París.- Cascar las calles de esta ciudad siempre imberbe es una vieja afición que algunos adoptamos gracias al cronopio mayor, a quien conocí gracias al cronopio meta, Tito Monterroso. Ambos me apuraron a disfrutar de los últimos días del turismo romántico, moderno y modernista, antes de que surgiera la industria del pata de perro, ya saben, aquellos que emprenden el camino de Santiago… en autocar.
Pero éste no es el asunto que nos trae hoy por aquí, mientras hacemos cola los que hemos obtenido cita a la una de la tarde para ingresar. Mi plan era perfecto. Llegaría una hora y media antes, entraría a desayunar y luego daría una vuelta por las salas menos frecuentadas, siempre con la mejor amiga de los últimos años, la mascarilla, fiel compañera por eficaz, cómoda y bien puesta. Llamo la atención del gigantón negro que controla la entrada. Le explico mi plan. Me dice que no. A pesar de que le muestro mi reservación digital al restaurante, piensa que me voy a colar a las salas de exhibición.

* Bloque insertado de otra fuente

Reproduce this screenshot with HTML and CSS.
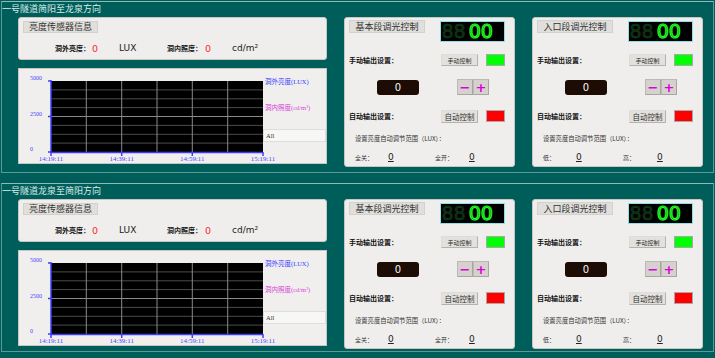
FILE: index.html
```html
<!DOCTYPE html>
<html>
<head>
    <meta charset="utf-8">
    <link rel="stylesheet" href="styles.css">
</head>
<body>
    <section class="group">
        <div class="group-title">一号隧道简阳至龙泉方向</div>
        <div class="group-body">
            <div class="sensor-col">
                <div class="panel sensor-panel">
                    <div class="caption">亮度传感器信息</div>
                    <div class="reading">
                        <span class="reading-label">洞外亮度：</span><span class="reading-value">0</span><span class="reading-unit">LUX</span>
                        <span class="reading-label">洞内照度：</span><span class="reading-value">0</span><span class="reading-unit">cd/m²</span>
                    </div>
                </div>
                <div class="panel chart-panel">
                    <svg class="chart" width="307" height="94" viewBox="0 0 307 94">
                        <rect x="32" y="12" width="212" height="71" fill="#000"/>
                        <g stroke="#4c4c4c" stroke-width="1">
                            <line x1="32" y1="20.9" x2="244" y2="20.9"/>
                            <line x1="32" y1="29.8" x2="244" y2="29.8"/>
                            <line x1="32" y1="38.6" x2="244" y2="38.6"/>
                            <line x1="32" y1="56.4" x2="244" y2="56.4"/>
                            <line x1="32" y1="65.3" x2="244" y2="65.3"/>
                            <line x1="32" y1="74.1" x2="244" y2="74.1"/>
                        </g>
                        <g stroke="#8a8a8a" stroke-width="1">
                            <line x1="32" y1="47.5" x2="244" y2="47.5"/>
                            <line x1="67.3" y1="12" x2="67.3" y2="83"/>
                            <line x1="102.7" y1="12" x2="102.7" y2="83"/>
                            <line x1="138" y1="12" x2="138" y2="83"/>
                            <line x1="173.3" y1="12" x2="173.3" y2="83"/>
                            <line x1="208.7" y1="12" x2="208.7" y2="83"/>
                        </g>
                        <g stroke="#3c3cff" stroke-width="1.5">
                            <line x1="32" y1="11" x2="32" y2="84"/>
                            <line x1="32" y1="83.5" x2="244" y2="83.5"/>
                            <line x1="29" y1="12" x2="32" y2="12"/>
                            <line x1="29" y1="47.5" x2="32" y2="47.5"/>
                            <line x1="29" y1="83" x2="32" y2="83"/>
                            <line x1="102.7" y1="83" x2="102.7" y2="87"/>
                            <line x1="173.3" y1="83" x2="173.3" y2="87"/>
                            <line x1="244" y1="83" x2="244" y2="87"/>
                            <line x1="32" y1="83" x2="32" y2="87"/>
                        </g>
                        <g class="axis-text" font-size="6">
                            <text x="11" y="11">5000</text>
                            <text x="11" y="47">2500</text>
                            <text x="11" y="82">0</text>
                        </g>
                        <g class="axis-text" font-size="7" text-anchor="middle">
                            <text x="32" y="92">14:19:11</text>
                            <text x="102.7" y="92">14:39:11</text>
                            <text x="173.3" y="92">14:59:11</text>
                            <text x="244" y="92">15:19:11</text>
                        </g>
                        <text class="legend legend-out" x="246" y="14.5">洞外亮度(LUX)</text>
                        <text class="legend legend-in" x="246" y="41">洞内照度(cd/m²)</text>
                        <rect x="244.5" y="60.5" width="62" height="12" fill="#f7f7f6" stroke="#dedede"/>
                        <text class="legend legend-all" x="247" y="69">All</text>
                    </svg>
                </div>
            </div>

            <div class="panel ctl-panel">
                <div class="ctl-head">
                    <div class="caption caption-ctl">基本段调光控制</div>
                    <div class="seg"><span class="seg-dim">88</span><span class="seg-on">00</span></div>
                </div>
                <div class="ctl-row">
                    <span class="ctl-label">手动输出设置：</span>
                    <button class="btn btn-small">手动控制</button>
                    <span class="lamp lamp-on"></span>
                </div>
                <div class="ctl-row ctl-adjust">
                    <span class="level">0</span>
                    <span class="stepper"><button class="step">−</button><button class="step">+</button></span>
                </div>
                <div class="ctl-row ctl-row-auto">
                    <span class="ctl-label">自动输出设置：</span>
                    <button class="btn">自动控制</button>
                    <span class="lamp lamp-off"></span>
                </div>
                <div class="ctl-note">设置亮度自动调节范围（LUX）：</div>
                <div class="ctl-range">
                    <span>全关：</span><span class="range-value">0</span><span>全开：</span><span class="range-value">0</span>
                </div>
            </div>

            <div class="panel ctl-panel">
                <div class="ctl-head">
                    <div class="caption caption-ctl">入口段调光控制</div>
                    <div class="seg"><span class="seg-dim">88</span><span class="seg-on">00</span></div>
                </div>
                <div class="ctl-row">
                    <span class="ctl-label">手动输出设置：</span>
                    <button class="btn btn-small">手动控制</button>
                    <span class="lamp lamp-on"></span>
                </div>
                <div class="ctl-row ctl-adjust">
                    <span class="level">0</span>
                    <span class="stepper"><button class="step">−</button><button class="step">+</button></span>
                </div>
                <div class="ctl-row ctl-row-auto">
                    <span class="ctl-label">自动输出设置：</span>
                    <button class="btn">自动控制</button>
                    <span class="lamp lamp-off"></span>
                </div>
                <div class="ctl-note">设置亮度自动调节范围（LUX）：</div>
                <div class="ctl-range">
                    <span>低：</span><span class="range-value">0</span><span>高：</span><span class="range-value">0</span>
                </div>
            </div>
        </div>
    </section>

    <section class="group group-second">
        <div class="group-title">一号隧道龙泉至简阳方向</div>
        <div class="group-body">
            <div class="sensor-col">
                <div class="panel sensor-panel">
                    <div class="caption">亮度传感器信息</div>
                    <div class="reading">
                        <span class="reading-label">洞外亮度：</span><span class="reading-value">0</span><span class="reading-unit">LUX</span>
                        <span class="reading-label">洞内照度：</span><span class="reading-value">0</span><span class="reading-unit">cd/m²</span>
                    </div>
                </div>
                <div class="panel chart-panel">
                    <svg class="chart" width="307" height="94" viewBox="0 0 307 94">
                        <rect x="32" y="12" width="212" height="71" fill="#000"/>
                        <g stroke="#4c4c4c" stroke-width="1">
                            <line x1="32" y1="20.9" x2="244" y2="20.9"/>
                            <line x1="32" y1="29.8" x2="244" y2="29.8"/>
                            <line x1="32" y1="38.6" x2="244" y2="38.6"/>
                            <line x1="32" y1="56.4" x2="244" y2="56.4"/>
                            <line x1="32" y1="65.3" x2="244" y2="65.3"/>
                            <line x1="32" y1="74.1" x2="244" y2="74.1"/>
                        </g>
                        <g stroke="#8a8a8a" stroke-width="1">
                            <line x1="32" y1="47.5" x2="244" y2="47.5"/>
                            <line x1="67.3" y1="12" x2="67.3" y2="83"/>
                            <line x1="102.7" y1="12" x2="102.7" y2="83"/>
                            <line x1="138" y1="12" x2="138" y2="83"/>
                            <line x1="173.3" y1="12" x2="173.3" y2="83"/>
                            <line x1="208.7" y1="12" x2="208.7" y2="83"/>
                        </g>
                        <g stroke="#3c3cff" stroke-width="1.5">
                            <line x1="32" y1="11" x2="32" y2="84"/>
                            <line x1="32" y1="83.5" x2="244" y2="83.5"/>
                            <line x1="29" y1="12" x2="32" y2="12"/>
                            <line x1="29" y1="47.5" x2="32" y2="47.5"/>
                            <line x1="29" y1="83" x2="32" y2="83"/>
                            <line x1="102.7" y1="83" x2="102.7" y2="87"/>
                            <line x1="173.3" y1="83" x2="173.3" y2="87"/>
                            <line x1="244" y1="83" x2="244" y2="87"/>
                            <line x1="32" y1="83" x2="32" y2="87"/>
                        </g>
                        <g class="axis-text" font-size="6">
                            <text x="11" y="11">5000</text>
                            <text x="11" y="47">2500</text>
                            <text x="11" y="82">0</text>
                        </g>
                        <g class="axis-text" font-size="7" text-anchor="middle">
                            <text x="32" y="92">14:19:11</text>
                            <text x="102.7" y="92">14:39:11</text>
                            <text x="173.3" y="92">14:59:11</text>
                            <text x="244" y="92">15:19:11</text>
                        </g>
                        <text class="legend legend-out" x="246" y="14.5">洞外亮度(LUX)</text>
                        <text class="legend legend-in" x="246" y="41">洞内照度(cd/m²)</text>
                        <rect x="244.5" y="60.5" width="62" height="12" fill="#f7f7f6" stroke="#dedede"/>
                        <text class="legend legend-all" x="247" y="69">All</text>
                    </svg>
                </div>
            </div>

            <div class="panel ctl-panel">
                <div class="ctl-head">
                    <div class="caption caption-ctl">基本段调光控制</div>
                    <div class="seg"><span class="seg-dim">88</span><span class="seg-on">00</span></div>
                </div>
                <div class="ctl-row">
                    <span class="ctl-label">手动输出设置：</span>
                    <button class="btn btn-small">手动控制</button>
                    <span class="lamp lamp-on"></span>
                </div>
                <div class="ctl-row ctl-adjust">
                    <span class="level">0</span>
                    <span class="stepper"><button class="step">−</button><button class="step">+</button></span>
                </div>
                <div class="ctl-row ctl-row-auto">
                    <span class="ctl-label">自动输出设置：</span>
                    <button class="btn">自动控制</button>
                    <span class="lamp lamp-off"></span>
                </div>
                <div class="ctl-note">设置亮度自动调节范围（LUX）：</div>
                <div class="ctl-range">
                    <span>全关：</span><span class="range-value">0</span><span>全开：</span><span class="range-value">0</span>
                </div>
            </div>

            <div class="panel ctl-panel">
                <div class="ctl-head">
                    <div class="caption caption-ctl">入口段调光控制</div>
                    <div class="seg"><span class="seg-dim">88</span><span class="seg-on">00</span></div>
                </div>
                <div class="ctl-row">
                    <span class="ctl-label">手动输出设置：</span>
                    <button class="btn btn-small">手动控制</button>
                    <span class="lamp lamp-on"></span>
                </div>
                <div class="ctl-row ctl-adjust">
                    <span class="level">0</span>
                    <span class="stepper"><button class="step">−</button><button class="step">+</button></span>
                </div>
                <div class="ctl-row ctl-row-auto">
                    <span class="ctl-label">自动输出设置：</span>
                    <button class="btn">自动控制</button>
                    <span class="lamp lamp-off"></span>
                </div>
                <div class="ctl-note">设置亮度自动调节范围（LUX）：</div>
                <div class="ctl-range">
                    <span>低：</span><span class="range-value">0</span><span>高：</span><span class="range-value">0</span>
                </div>
            </div>
        </div>
    </section>
</body>
</html>
```

FILE: styles.css
```css
body {
    margin: 0;
    width: 715px;
    height: 358px;
    overflow: hidden;
    background-color: #005e5a;
    font-family: "Noto Sans CJK SC", sans-serif;
    color: #222;
}

/* group boxes */
.group {
    box-sizing: border-box;
    width: 713px;
    height: 172px;
    margin: 1px 0 0 1px;
    border: 1px solid #5d9a96;
    border-top-color: #8fbab6;
}

.group-second {
    height: 169px;
    margin-top: 10px;
}

.group-title {
    height: 15px;
    font-size: 9px;
    line-height: 13px;
    color: #dcecea;
}

.group-body {
    display: flex;
    align-items: flex-start;
    gap: 17px;
    padding-left: 16px;
}

.panel {
    box-sizing: border-box;
    background-color: #efeeec;
    border: 1px solid #c6c6c4;
}

.caption {
    box-sizing: border-box;
    width: 75px;
    height: 12px;
    background-color: #e1dfdb;
    border: 1px solid #d3d1cd;
    font-size: 9px;
    line-height: 10px;
    text-align: center;
    color: #333;
}

/* sensor column */
.sensor-col {
    display: flex;
    flex-direction: column;
    gap: 8px;
    width: 309px;
}

.sensor-panel {
    height: 43px;
    padding: 3px 4px;
    border-radius: 3px;
}

.reading {
    display: grid;
    grid-template-columns: 37px 27px 48px 38px 27px auto;
    align-items: center;
    height: 12px;
    margin-top: 9px;
    padding-left: 32px;
}

.reading-label {
    font-size: 7px;
    font-weight: 700;
    color: #111;
}

.reading-value {
    font-family: "DejaVu Sans", sans-serif;
    font-size: 9.5px;
    color: #ff2a2a;
}

.reading-unit {
    font-family: "DejaVu Sans", sans-serif;
    font-size: 9px;
    color: #222;
}

.chart-panel {
    height: 96px;
    background-color: #f0efee;
}

.chart {
    display: block;
}

.axis-text {
    font-family: "Liberation Serif", serif;
    fill: #4646ff;
}

.legend {
    font-family: "Liberation Serif", "Noto Sans CJK SC", serif;
    font-size: 6.5px;
}

.legend-out { fill: #3a3aff; }
.legend-in { fill: #d846d8; }
.legend-all { fill: #333; }

/* dimming control panels */
.ctl-panel {
    width: 171px;
    height: 150px;
    border-radius: 3px;
}

.ctl-head {
    display: flex;
    justify-content: space-between;
    align-items: flex-start;
    height: 26px;
    padding: 2px 9px 0 4px;
}

.caption-ctl {
    width: 76px;
    height: 13px;
    line-height: 11px;
}

.seg {
    box-sizing: border-box;
    width: 65px;
    height: 21px;
    margin-top: 1px;
    padding-left: 1px;
    background-color: #000;
    border: 1px solid #86e2ea;
    font-family: "Liberation Sans", sans-serif;
    font-size: 20px;
    line-height: 19px;
    letter-spacing: 1px;
    white-space: nowrap;
}

.seg-dim {
    color: #0b280d;
    -webkit-text-stroke: 0.6px #15401a;
}

.seg-on {
    margin-left: 3px;
    color: #0c6a10;
    -webkit-text-stroke: 1.2px #22ff22;
}

.ctl-row {
    display: flex;
    align-items: center;
    height: 28px;
    padding: 0 9px 0 4px;
}

.ctl-row-auto {
    height: 32px;
}

.ctl-label {
    margin-right: auto;
    font-size: 7px;
    font-weight: 700;
    color: #111;
}

.btn {
    box-sizing: border-box;
    width: 37px;
    height: 13px;
    padding: 0;
    background-color: #e3e1dd;
    border: 1px solid #b4b2ae;
    border-top-color: #dedcd8;
    border-left-color: #dedcd8;
    border-radius: 1px;
    font-family: "Noto Sans CJK SC", sans-serif;
    font-size: 7.5px;
    line-height: 11px;
    color: #333;
}

.btn-small {
    height: 12px;
    font-size: 6px;
}

.lamp {
    box-sizing: border-box;
    width: 19px;
    height: 12px;
    margin-left: 8px;
    border: 1px solid #a8a8a8;
}

.lamp-on { background-color: #00ff00; }
.lamp-off { background-color: #ff0000; }

.ctl-adjust {
    height: 26px;
}

.level {
    box-sizing: border-box;
    width: 42px;
    height: 15px;
    margin-left: 28px;
    background-color: #1c0c04;
    border-radius: 3px;
    font-family: "DejaVu Sans", sans-serif;
    font-size: 10px;
    line-height: 15px;
    text-align: center;
    color: #f4f4f4;
}

.stepper {
    display: flex;
    margin-left: 38px;
}

.step {
    box-sizing: border-box;
    width: 16px;
    height: 16px;
    padding: 0;
    background-color: #d5d2cd;
    border: 1px solid #bdbab5;
    border-bottom-color: #a9a6a1;
    border-right-color: #a9a6a1;
    font-family: "DejaVu Sans", sans-serif;
    font-size: 13px;
    font-weight: 700;
    line-height: 13px;
    color: #dc00dc;
}

.ctl-note {
    height: 13px;
    padding-left: 10px;
    font-size: 6.3px;
    line-height: 13px;
    color: #333;
}

.ctl-range {
    display: grid;
    grid-template-columns: 33px 47px 34px auto;
    align-items: center;
    height: 24px;
    padding-left: 10px;
    font-size: 6px;
    color: #333;
}

.range-value {
    font-family: "DejaVu Sans", sans-serif;
    font-size: 9px;
    text-decoration: underline;
    color: #222;
}
```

¿Quién no querría hacerlo en un museo tan querido como Orsay, localizado a orillas del río Sena? El edificio es una joya de la Belle Époque, un emblema del estilo Beaux-Arts, esto es, el academicismo clásico francés a tope con un toque de tecnología de vanguardia. Una ensalada espectacular, aderezada con elevadores, escaleras eléctricas y rampas para facilitar el paso de los viajeros y sus voluminosos equipajes de aquel entonces. Construido por Victor Laloux y Lucien Magne para la Expo Universal de 1900, durante largos años fue una estación de trenes hasta que los amigos de la Comuna dijeron basta. En la década de 1980, el gobierno de Miterrand la incluyó en su ambicioso, oneroso y genial programa de renovación urbana de París. Cuando le mostré a Monterroso el artículo que había escrito acerca de estas grandes obras, me miró y me dijo: “Más literatura y menos datos”. Fuck. Los viajeros descendían del caballo de hierro y no podían más que sorprenderse cuando lo primero con lo que se topaba su mirada eran el magnífico palacio del Louvre y los narcotizantes jardines de las Tullerías. Su historia es larga y crucial para la ciudad, pero no nos detendremos en ella, pues el muchacho que controla la entrada nos dice a los que esperamos pacientes, dirigiendo su mirada a mí: “Tienen ustedes suerte el día de hoy, ¡pueden pasar!”.
El museo alberga dos sitios realmente buenos, una cafetería para un piscolabis, o un almuerzo reconfortante en el antiguo restaurante del hotel Orsay. Quienes sean aficionados serios a los museos, saben bien que se necesita estar preparado si se desea degustar algunas de los cientos de piezas plásticas que ahí se guardan. “Observar”, me dijo Cortázar, “es como perseguir a la Maga. Hay que estar entrenado, física y mentalmente; despejado, dispuesto a encontrar claves cuando vas a dar el primer bocado”. Tito agregaría: “Con un buen whisky, por favor”. Me dirijo al restaurante. Antes de terminar con torticolis por admirar los frescos del techo, pintado por los orientalistas decimonónico Gabriel Ferrier y Benjamin Constant, me dirijo a mi mesa, donde me espera el menú vital.